A Tale of Two Printers

For a long time, there was only one:

A wondrous machine, capable of making micron level detail… from Brazil, which made it doubly cool.

Only problem was, the inventor decided to go the secret-squirrel route, killing his tree-of-innovation with patents and “IP” and proprietaryness etc… with the result that

a) everyone who saw this printer’s blog, was strung along by the scarcity of it, eager to buy, baited breath… and…

b)… it took forever and…

c) … the geekosphere fell upon it like eviscerating crows, pointing out dubiousity, and preferred open-source alternatives

So up it goes on Indiegogo, pulling in $100k (so far) but really wanting $300,000…

… and then another one turns up on Kickstarter.

There is more money in Kickstarter… and this one actually does have better specs than the other one… but the most important thing about it is that it’s open-source. This means that instead of all the innovation happening behind closed doors, executed by a small team (of one), it becomes a platform for innovation by anyone, anywhere, who’s interested.

The open variant has pulled down $140k so far (they only wanted $50k)… and still has 25 days to go. If memory serves, it achieved $100k in only two days.

I promise you, there is more money in open-platforms than closed products.

Meantime, the two main crowdfunding power-houses, kickstarter and indiegogo appear to have a new 3D printer variant turning up every week. If you search for “3d printer” you get these:

The overarching trend is a) shineyness of design and b) downwardness of price.

I’ll be really surprised if we don’t see a sub $100 kit within one year.

So how does this fit into the reprap ecosystem?… I’m not sure that this is what Adrian Bower had in mind when he talked about an ever-evolving ecosystem of machines… because hardly any of these machines are repraps… they’re repstraps – ie: they’re not made out of parts made by 3D printers – they’re made by laser-cutters and mills and so on.
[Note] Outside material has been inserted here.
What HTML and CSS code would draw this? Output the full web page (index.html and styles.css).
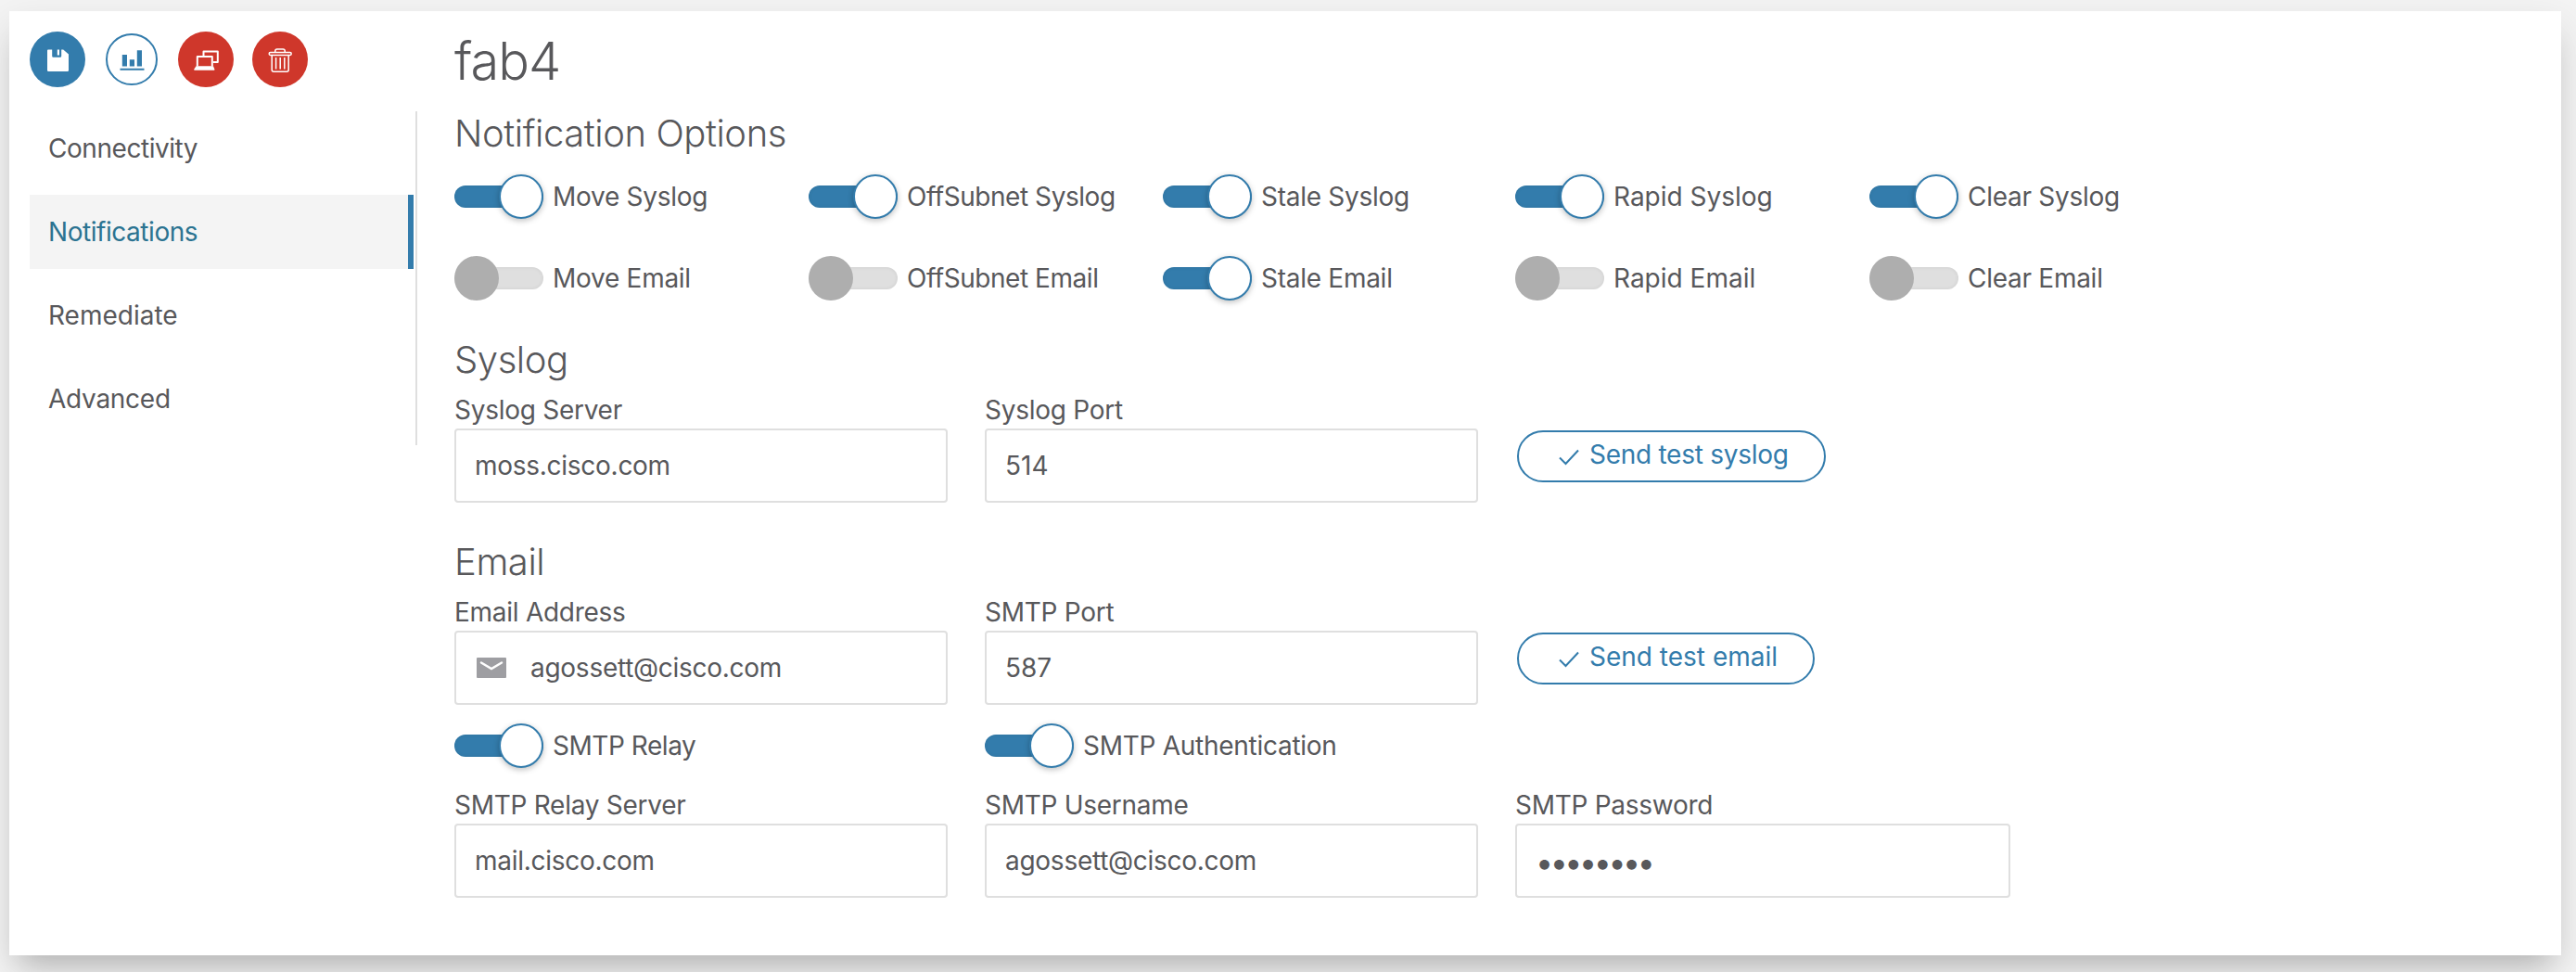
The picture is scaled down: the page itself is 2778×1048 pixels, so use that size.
FILE: index.html
```html
<!DOCTYPE html>
<html lang="en">
<head>
<meta charset="utf-8">
<title>fab4</title>
<link rel="stylesheet" href="styles.css">
</head>
<body>
<div class="card">
  <aside class="side">
    <div class="actions">
      <button class="circle blue" aria-label="Save"><svg width="60" height="60" viewBox="0 0 60 60"><path fill="#fff" d="M20 19.5h4.2v7a1.2 1.2 0 0 0 1.2 1.2h7.6a1.2 1.2 0 0 0 1.2-1.2v-7h2L42 24.600v17.200a1.200 1.200 0 0 1-1.200 1.200H20.200a1.200 1.200 0 0 1-1.200-1.200V20.500a1 1 0 0 1 1-1zM29.800 19.500h2.200v6h-2.200z"/></svg></button>
      <button class="circle outline" aria-label="Statistics"><svg width="60" height="60" viewBox="0 0 60 60"><path fill="#337cac" d="M19.800 25H25v12.500h-5.200zM27.800 30.300H33v7.200h-5.200zM35.800 20.300H41v17.200h-5.200zM17.500 39.800h26v2h-26z"/></svg></button>
      <button class="circle red" aria-label="Sessions"><svg width="60" height="60" viewBox="0 0 60 60" fill="none" stroke="#fff" stroke-width="2" stroke-linejoin="round"><path d="M27.500 26v-4.500h15.300V33h-5"/><path d="M20.800 37.500V27h16v10.500"/><path fill="#fff" stroke="none" d="M19.500 37.200h18.500l1.300 3.200v1.400H17.400v-1.400z"/></svg></button>
      <button class="circle red" aria-label="Delete"><svg width="60" height="60" viewBox="0 0 60 60" fill="none" stroke="#fff" stroke-width="1.500"><path d="M24.800 22.600v-1.600q0-2 2-2h6.400q2 0 2 2v1.600"/><rect x="18.200" y="22.600" width="24" height="2.800" rx="1.400"/><path d="M21.200 25.400v15.800q0 2 2 2h14q2 0 2-2V25.400M25.600 28v12.500M30.200 28v12.500M34.800 28v12.500"/></svg></button>
    </div>
    <nav class="nav">
      <a class="nav-item tight">Connectivity</a>
      <a class="nav-item tight active">Notifications</a>
      <a class="nav-item loose">Remediate</a>
      <a class="nav-item">Advanced</a>
    </nav>
  </aside>
  <main class="main">
    <h1>fab4</h1>
    <h2 class="h-options">Notification Options</h2>
    <div class="options">
      <label class="toggle on"><i></i><span>Move Syslog</span></label>
      <label class="toggle on tight"><i></i><span>OffSubnet Syslog</span></label>
      <label class="toggle on"><i></i><span>Stale Syslog</span></label>
      <label class="toggle on loose"><i></i><span>Rapid Syslog</span></label>
      <label class="toggle on"><i></i><span>Clear Syslog</span></label>
      <label class="toggle"><i></i><span>Move Email</span></label>
      <label class="toggle tight"><i></i><span>OffSubnet Email</span></label>
      <label class="toggle on"><i></i><span>Stale Email</span></label>
      <label class="toggle loose"><i></i><span>Rapid Email</span></label>
      <label class="toggle"><i></i><span>Clear Email</span></label>
    </div>
    <h2 class="h-syslog">Syslog</h2>
    <div class="fields">
      <div class="field"><label>Syslog Server</label><div class="input">moss.cisco.com</div></div>
      <div class="field"><label>Syslog Port</label><div class="input loose">514</div></div>
      <button class="pill"><svg width="24" height="20" viewBox="0 0 24 20"><path d="M2 10.500l6.500 6.500L22 2.500" fill="none" stroke="#337cac" stroke-width="2"/></svg><span>Send test syslog</span></button>
    </div>
    <h2 class="h-email">Email</h2>
    <div class="fields">
      <div class="field"><label>Email Address</label><div class="input"><svg class="mail" width="32" height="22" viewBox="0 0 32 22"><rect width="32" height="22" rx="1" fill="#9e9ea2"/><path d="M5 5.500l11 6.500 11-6.500" fill="none" stroke="#fff" stroke-width="2.500" stroke-linecap="round"/></svg><span>agossett@cisco.com</span></div></div>
      <div class="field"><label>SMTP Port</label><div class="input loose">587</div></div>
      <button class="pill loose"><svg width="24" height="20" viewBox="0 0 24 20"><path d="M2 10.500l6.500 6.500L22 2.500" fill="none" stroke="#337cac" stroke-width="2"/></svg><span>Send test email</span></button>
    </div>
    <div class="fields switches">
      <label class="toggle on tight"><i></i><span>SMTP Relay</span></label>
      <label class="toggle on"><i></i><span>SMTP Authentication</span></label>
    </div>
    <div class="fields">
      <div class="field"><label>SMTP Relay Server</label><div class="input">mail.cisco.com</div></div>
      <div class="field"><label>SMTP Username</label><div class="input">agossett@cisco.com</div></div>
      <div class="field"><label>SMTP Password</label><div class="input password"><span>••••••••</span></div></div>
    </div>
  </main>
</div>
</body>
</html>
```
FILE: styles.css
```css
*, *::before { box-sizing: border-box; }

body {
  margin: 0;
  height: 1048px;
  overflow: hidden;
  padding: 12px 16px 18px 10px;
  background: #f4f4f4;
  color: #58585b;
  font: 400 28px/40px Inter, "Liberation Sans", sans-serif;
  letter-spacing: -.27px;
}

.card {
  display: flex;
  height: 1018px;
  background: #fff;
  box-shadow: 0 22px 30px -14px rgba(0, 0, 0, .2), 0 16px 40px 3px rgba(0, 0, 0, .1);
}

button { font: inherit; letter-spacing: inherit; margin: 0; padding: 0; border: 0; background: none; }
svg { display: block; flex: none; }
.tight { letter-spacing: -.45px; }
.loose { letter-spacing: 0; }

.side { width: 440px; padding: 22px 0 0 22px; }
.actions { display: flex; gap: 20px; height: 60px; }
.circle { display: flex; align-items: center; justify-content: center; width: 60px; height: 60px; border-radius: 50%; }
.circle.blue { background: #337cac; }
.circle.red { background: #cf372b; }
.circle.outline { width: 56px; height: 56px; margin: 2px; border: 2px solid #337cac; background: #fff; }

.nav { display: flex; flex-direction: column; gap: 10px; margin-top: 26px; height: 360px; border-right: 2px solid #dfdfdf; }
.nav-item { display: block; height: 80px; margin-right: 2px; padding: 20px; border-right: 6px solid transparent; }
.nav-item.active { background: #f4f4f4; border-color: #337cac; color: #2b7391; }

.main { width: 2289px; padding: 22px 0 0 40px; }
h1, h2 { margin: 0; font-weight: 300; }
h1 { font-size: 56px; line-height: 64px; letter-spacing: -1px; }
h2 { font-size: 40px; line-height: 48px; letter-spacing: -.43px; }
.h-options { margin-top: 22px; }
.h-syslog { margin-top: 40px; }
.h-email { margin-top: 40px; }

.options { display: grid; grid-template-columns: 382px 382px 380px 382px 382px; row-gap: 40px; margin-top: 20px; }
.toggle { display: flex; align-items: center; height: 48px; white-space: nowrap; }
.toggle i { display: flex; align-items: center; width: 96px; height: 24px; margin-right: 10px; border-radius: 12px; background: #dfdfdf; box-shadow: inset 0 0 4px rgba(0, 0, 0, .08); }
.toggle i::before { content: ""; flex: none; width: 48px; height: 48px; border-radius: 50%; background: #aeaeae; }
.toggle.on i { justify-content: flex-end; background: #337cac; }
.toggle.on i::before { border: 2px solid #337cac; background: #fff; box-shadow: 0 2px 6px rgba(0, 0, 0, .25); }

.fields { display: grid; grid-template-columns: 532px 532px 534px; column-gap: 40px; margin-top: 10px; }
.fields.switches { margin-top: 20px; margin-bottom: 20px; }
.switches + .fields { margin-top: 0; }
.field label { display: block; }
.input { display: flex; align-items: center; height: 80px; padding: 0 20px; border: 2px solid #dfdfdf; border-radius: 4px; }
.mail { margin: 0 26px 0 2px; }
.input.password { padding-top: 3px; }
.password span { font-size: 34px; letter-spacing: -3.45px; }
.pill { display: flex; align-items: center; justify-self: start; height: 56px; margin: 42px 0 0 2px; padding: 0 38px 4px 42px; border: 2px solid #337cac; border-radius: 28px; color: #337cac; white-space: nowrap; }
.pill svg { margin: 5px 10px 0 0; }
```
I think environmental pressures (and culling) are still there… but the replication isn’t really replication at the device-level. It’s replication at the memetic level, and the machine is just a physical expression of the meme rather than being a replicator in its own right. This is still producing machines that are better and better adapted to the conditions in which they need to exist (ie: the intersection of price, speed, resolution, and material variety)… but the driver isn’t classical natural selection at the device level. It’s something else.

And I think this might mirror something that is beginning to happen in the “natural” world – in genetics. We’re seeing the beginnings of a change in how natural selection works… ie: the mutations are no longer blind, but directed… the variations are no longer the result of the mixing of the genes of two parents, but the result of external interference – “intelligent design”. It’s early days yet, but I’m guessing this will become more and more prevalent.

Lanzatech, The New Zealand waste-eating-microbes company, created the microbes by way of an evolutionary fast-breeder. (as far as I can gather) they accelerated the process of natural selection until microbes with the desired characteristics evolved. This is pretty cool… but I’m guessing that the future will be more to do with tweaking DNA directly… and you can tweak the DNA of far larger creatures. It’s already happening, courtesy of that bastion of corporate evil, Monsanto. It’s only a matter of time before we start tweaking ourselves… and who wouldn’t? The alternative is pain and death… and besides, I want to live in an Iain Banks novel.

Maybe this is “Unnatural Selection”… or maybe it’s evolution growing wings… and it is what machines have done all along anyway. I think the idea of natural-selection at a device level is a fallacy of perspective. It’s not the devices that are evolving, it’s the culture, and the culture steals whatever memetic DNA it wants, from anywhere. Everywhere… and it’s only a matter of time before human DNA becomes assimilated by The Culture.


2 Comments » for A Tale of Two Printers
  1. Alhazred The Sane says:

    The Wasp Factory? Nearly there, you sit down to pee.

  2. Nick Taylor says:

    And you crap standing up dear boy, so who is the more evolved, Hmm?

    Still… no need to lower the tone etc.